Defendant answered alleging that it had effected a complete delivery of the above mentioned sixty-eight (68) cartons of paint to plaintiff's customs representative, who accepted said delivery without protest, but, soon thereafter, it filed, with the permission of the court, a motion to dismiss, upon the ground that it has no jurisdiction over the subject matter of the complaint, the amount demanded therein being less than P2,000. By an order dated September 28, 1957, the lower court granted this motion and, consequently, dismissed the complaint. Hence this appeal by the plaintiff, upon the theory that the case at bar calls for the exercise of admiralty jurisdiction, which is within the original exclusive authority of courts of first instance.

It has been said that "the precise scope of admiralty jurisdiction is not a matter of obvious principle or of very accurate history"; that "this jurisdiction is to be interpreted by an enlarged view of its nature and objects"; that the "best guides as to its extent" are "the Constitution, the laws of Congress, and the decision of the Supreme Court"; and that "as a result of the exclusive jurisdiction of all admiralty and maritime cases, vested" in certain courts, "the court themselves are . . . the sole judges of the scope of such jurisdiction, subject of course to congressional legislation." (1 Am. Jur., 550-551.) Corpus Juris Secundum defines admiralty as "the branch of jurisprudence regulating maritime matters of a civil and criminal character, and in a more restricted sense is the tribunal administering maritime law by a peculiar and distinct procedure" (2 C.J., p. 64; emphasis ours), and states that admiralty jurisdiction covers "all maritime cases and only maritime cases and extends to both person and res." (2 C.J.S., p. 65; emphasis ours.)
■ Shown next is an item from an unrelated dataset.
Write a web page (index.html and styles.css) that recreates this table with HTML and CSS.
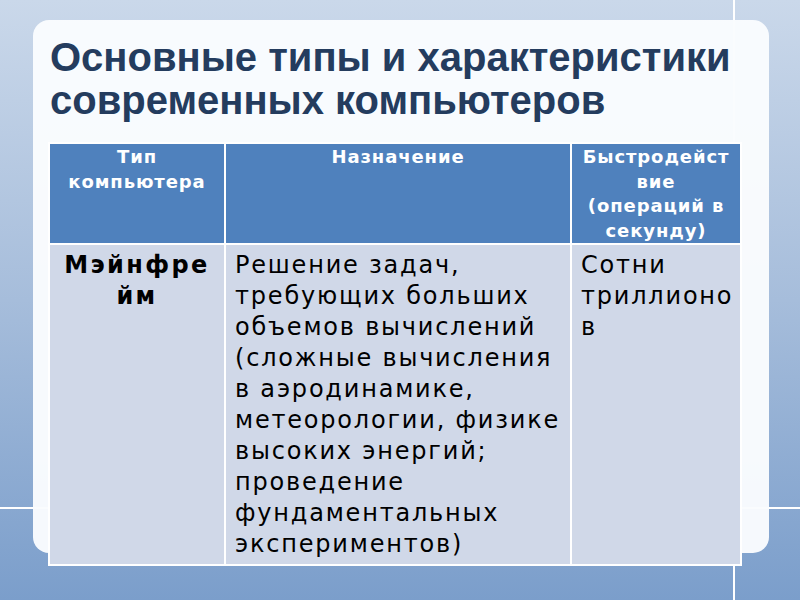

The case at bar does not deal with any maritime matter or with the administration and application of any maritime law. As custodian of the sixty-eight (68) cartons of paints it had received from the MS Pleasantville, it was defendant's duty, like that of any ordinary depositary, to take good care of said goods and to turn the same over to the party entitled to its possession, subject to such qualifications as may have validly been imposed in the contract between the parties concerned. Such duty on the part of the defendant would be the same if the final destination of the goods Manila, not Iloilo, and the goods had not been imported from another state. The only issues raised in the pleadings are (1) whether or not defendant had fully discharged its obligation to deliver the aforementioned sixty-eight (68) cartons of paint and (2), in the negative case, the amount of indemnity due the plaintiff therefor. The determination of the questions does not require the application of any maritime law and cannot affect either navigation or maritime commerce. The foreign original of the goods is — under the attending circumstances — immaterial to the law applicable to this case or the of rights of the parties herein, or the procedure for the settlement of their dispute. Indeed, it is well settled that:

In case of controversy involving both maritime and non-maritime subject matter where the principal matter involved belong to jurisdiction of a court of common law or of equity, admiralty will not take cognizance of incidental maritime matters connected therewith but will relegate the whole controversy to the appropriate tribunal. (2 C.J.S., p. 66.).

Wherefore, the theory of plaintiff Macondray & Co., Inc., cannot be sustained and the order appealed from is hereby affirmed, with costs against said plaintiff. It is so ordered.

Paras, C.J., Bengzon, Padilla, Montemayor, Bautista Angelo, Labrador, Endencia, Barrera, and Gutierrez, David, JJ., concur.